Resetting Windows 10 NTFS Disk Dirty Flag

This is basically taken from this, however, it seems like Windows 10 marks dirty disks differently (which is still unlisted there). After fiddling around with DMDE, I managed to find the dirty flag by myself.

Disclaimer: DON'T try to do this if you don't know what you're doing. I won't be responsible if your HDD becomes corrupted after doing this. Proceed at your own risk.
  1. Get DMDE GUI.
  2. Run it
  3. Click on "Logical Disks", and select the drive that has the dirty flag, and click OK
  4. Click the logical disk volume, then click "open volume"
  5. Press Alt+C, when a dialog box pops up hit enter
  6. Press Ctrl+S, then on the "Hex" text box, type "03 01 01 02 00 00 00 00 80 00 00 00 18" (without quotes), then click OK.
  7. The search should be very quick, and you should see the hex string you searched instantaneously. However, if it takes too long, proceed to step 9. Otherwise skip to step 8.
  8. Press Ctrl+E, then change the string "03 01 01 02" to "03 01 00 00", then click Ctrl+W, then click Yes, then close DMDE. fsutil dirty query check should now tell you that the disk isn't dirty.
  9. If the search takes too long, cancel it. After canceling, press Ctrl+S, type "03 01 81 02 00 00 00 00 80 00 00 00 18" (without quotes) and then click OK. But if it takes too long again, proceed to step 11. Otherwise skip to step 10.

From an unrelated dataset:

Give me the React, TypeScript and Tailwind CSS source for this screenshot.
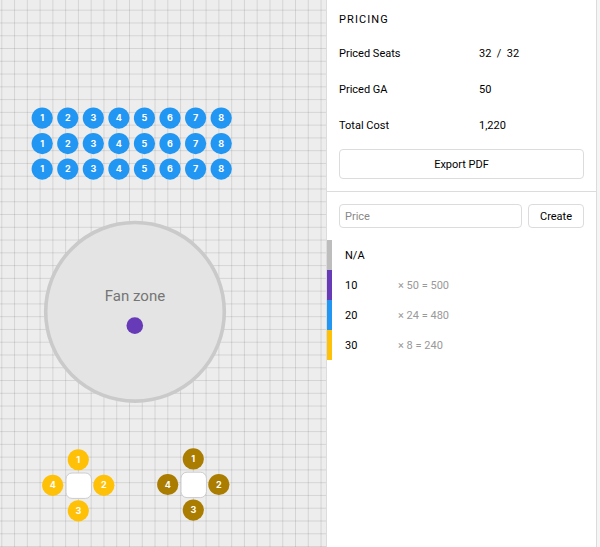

  10. Press Ctrl+E, then change the string "03 01 81 02" to "03 01 00 00", then click Ctrl+W, then click Yes, then close DMDE. fsutil dirty query check should now tell you that the disk isn't dirty.
  11. Again, if the search takes too long, cancel it. After canceling, press Ctrl+S, type "03 01 01 01 00 00 00 00 80 00 00 00 18" (without quotes) and then click OK. If it takes too long again then probably you have a different dirty flag that I haven't found yet, and you're probably out of luck for now.
  12. Press Ctrl+E, then change the string "03 01 01 01" to "03 01 00 00", then click Ctrl+W, then click Yes, then close DMDE. fsutil dirty query check should now tell you that the disk isn't dirty.
If the drive is locked, then you're probably trying to modify a drive that's currently in use. If so, then use Hiren's Boot CD and reset the dirty flag using the steps mentioned here. I haven't tested it yet, so I'm not sure if it will work.